— BEGIN —
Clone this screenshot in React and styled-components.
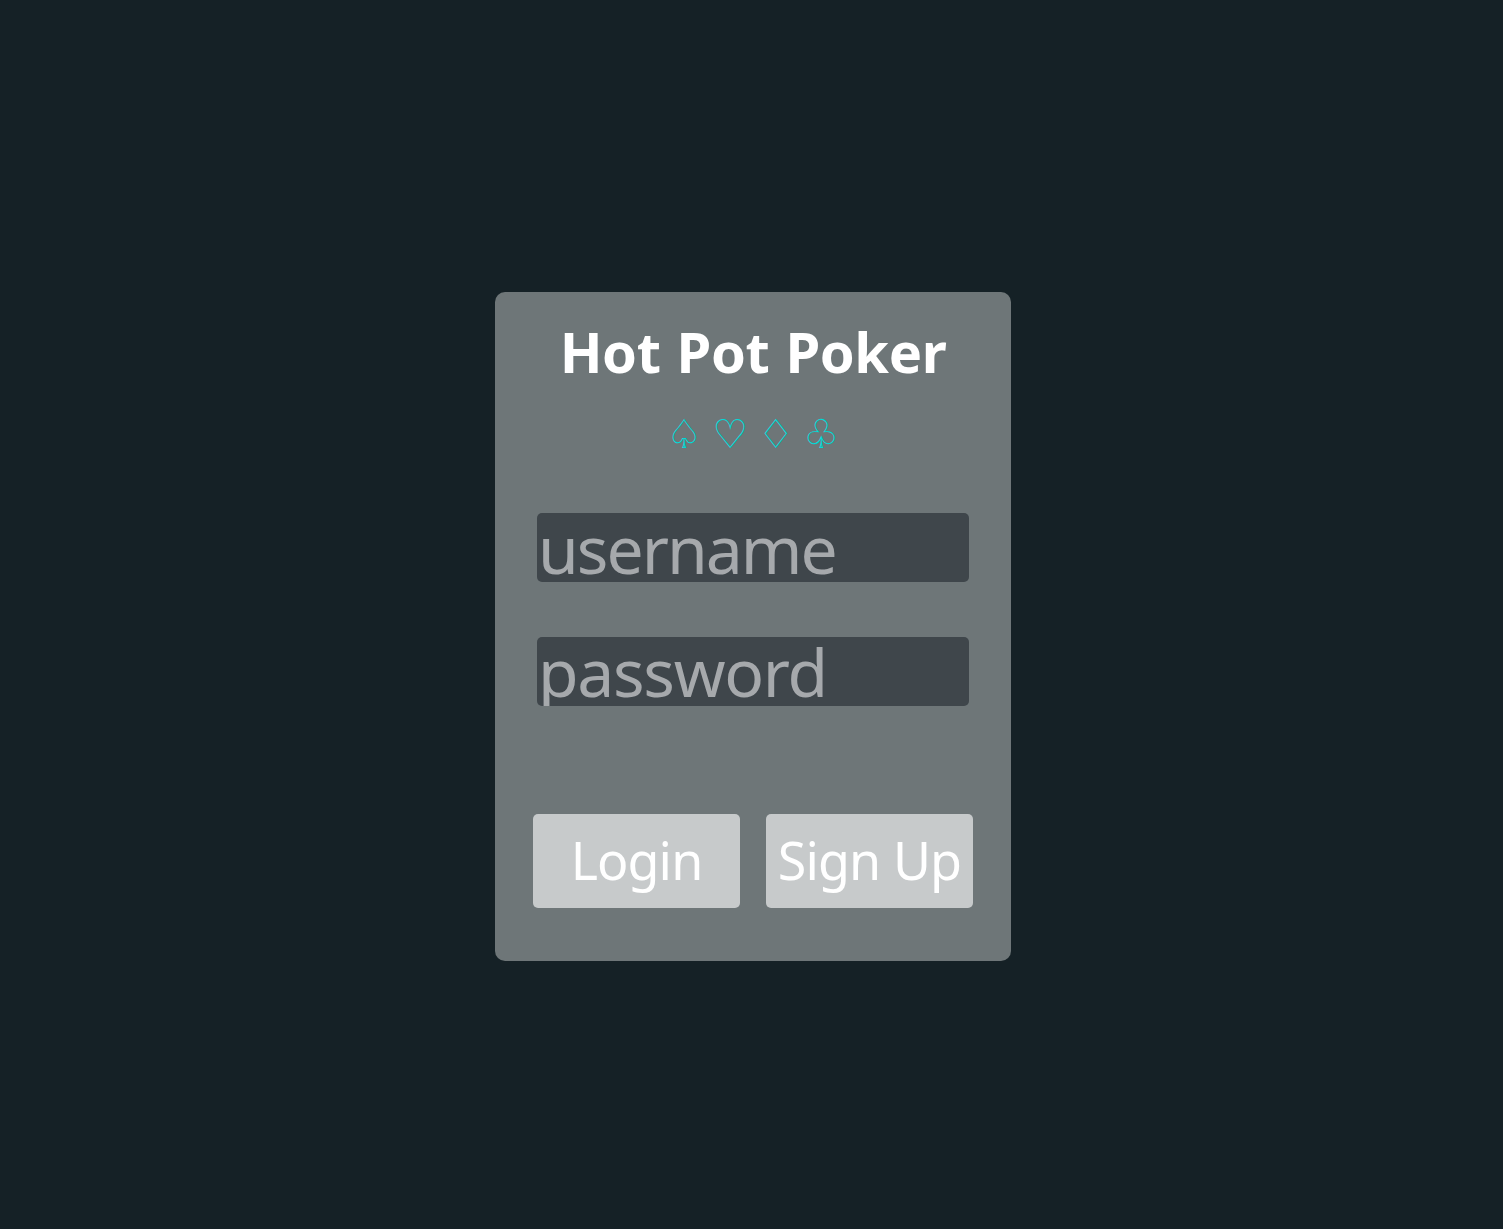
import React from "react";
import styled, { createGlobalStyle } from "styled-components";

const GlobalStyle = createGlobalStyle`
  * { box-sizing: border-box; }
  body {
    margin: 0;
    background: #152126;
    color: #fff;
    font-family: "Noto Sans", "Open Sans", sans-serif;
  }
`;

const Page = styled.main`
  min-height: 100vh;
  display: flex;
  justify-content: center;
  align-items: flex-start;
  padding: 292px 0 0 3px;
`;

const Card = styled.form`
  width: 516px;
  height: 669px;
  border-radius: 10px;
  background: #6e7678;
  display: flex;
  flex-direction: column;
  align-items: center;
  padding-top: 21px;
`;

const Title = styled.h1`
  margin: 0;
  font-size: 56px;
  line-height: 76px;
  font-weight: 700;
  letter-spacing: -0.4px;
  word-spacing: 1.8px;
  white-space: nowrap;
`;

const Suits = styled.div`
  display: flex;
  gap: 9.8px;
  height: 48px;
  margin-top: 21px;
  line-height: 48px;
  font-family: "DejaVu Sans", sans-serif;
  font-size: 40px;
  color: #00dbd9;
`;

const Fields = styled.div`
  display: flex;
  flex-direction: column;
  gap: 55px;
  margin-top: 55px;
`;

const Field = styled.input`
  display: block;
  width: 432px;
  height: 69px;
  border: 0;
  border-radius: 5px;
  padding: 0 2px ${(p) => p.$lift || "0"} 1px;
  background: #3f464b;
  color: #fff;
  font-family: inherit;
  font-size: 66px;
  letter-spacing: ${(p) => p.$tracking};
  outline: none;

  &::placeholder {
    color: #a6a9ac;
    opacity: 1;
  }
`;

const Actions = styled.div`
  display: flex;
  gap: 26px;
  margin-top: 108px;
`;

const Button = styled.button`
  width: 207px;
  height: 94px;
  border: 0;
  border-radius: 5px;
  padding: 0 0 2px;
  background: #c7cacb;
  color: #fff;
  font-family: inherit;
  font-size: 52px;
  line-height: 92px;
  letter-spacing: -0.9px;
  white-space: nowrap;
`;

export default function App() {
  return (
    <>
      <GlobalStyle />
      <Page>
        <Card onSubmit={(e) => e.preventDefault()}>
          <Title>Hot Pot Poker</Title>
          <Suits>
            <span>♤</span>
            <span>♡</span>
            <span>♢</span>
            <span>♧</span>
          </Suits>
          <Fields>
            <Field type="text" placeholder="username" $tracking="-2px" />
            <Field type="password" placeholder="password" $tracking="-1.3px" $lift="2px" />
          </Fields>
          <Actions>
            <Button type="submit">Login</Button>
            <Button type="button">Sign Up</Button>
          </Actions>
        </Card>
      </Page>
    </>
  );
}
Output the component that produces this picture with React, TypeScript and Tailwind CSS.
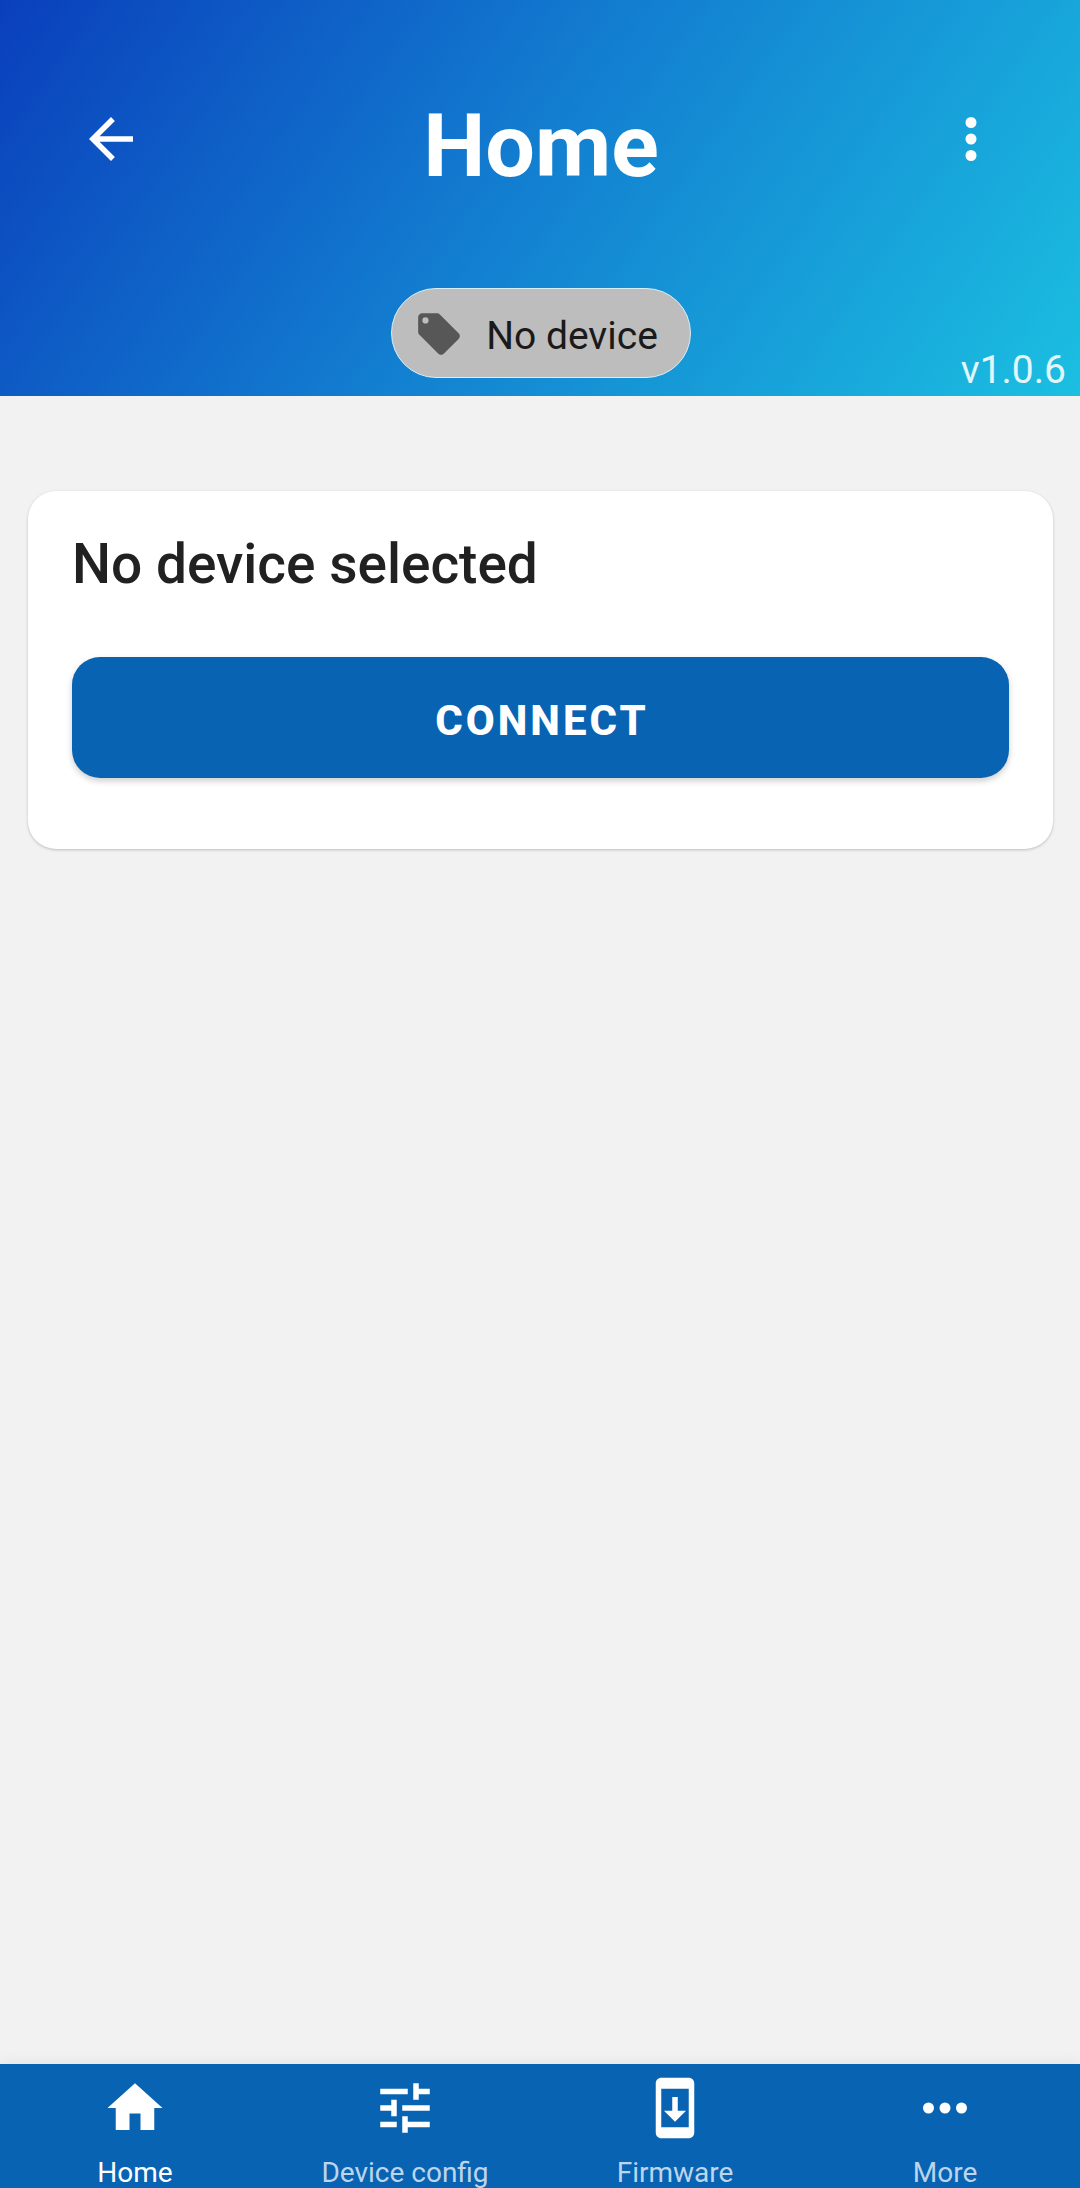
— END —
(Given request): Go through the records line by line and count those containing the string "components". Give only the total.

(Exercise answer): 2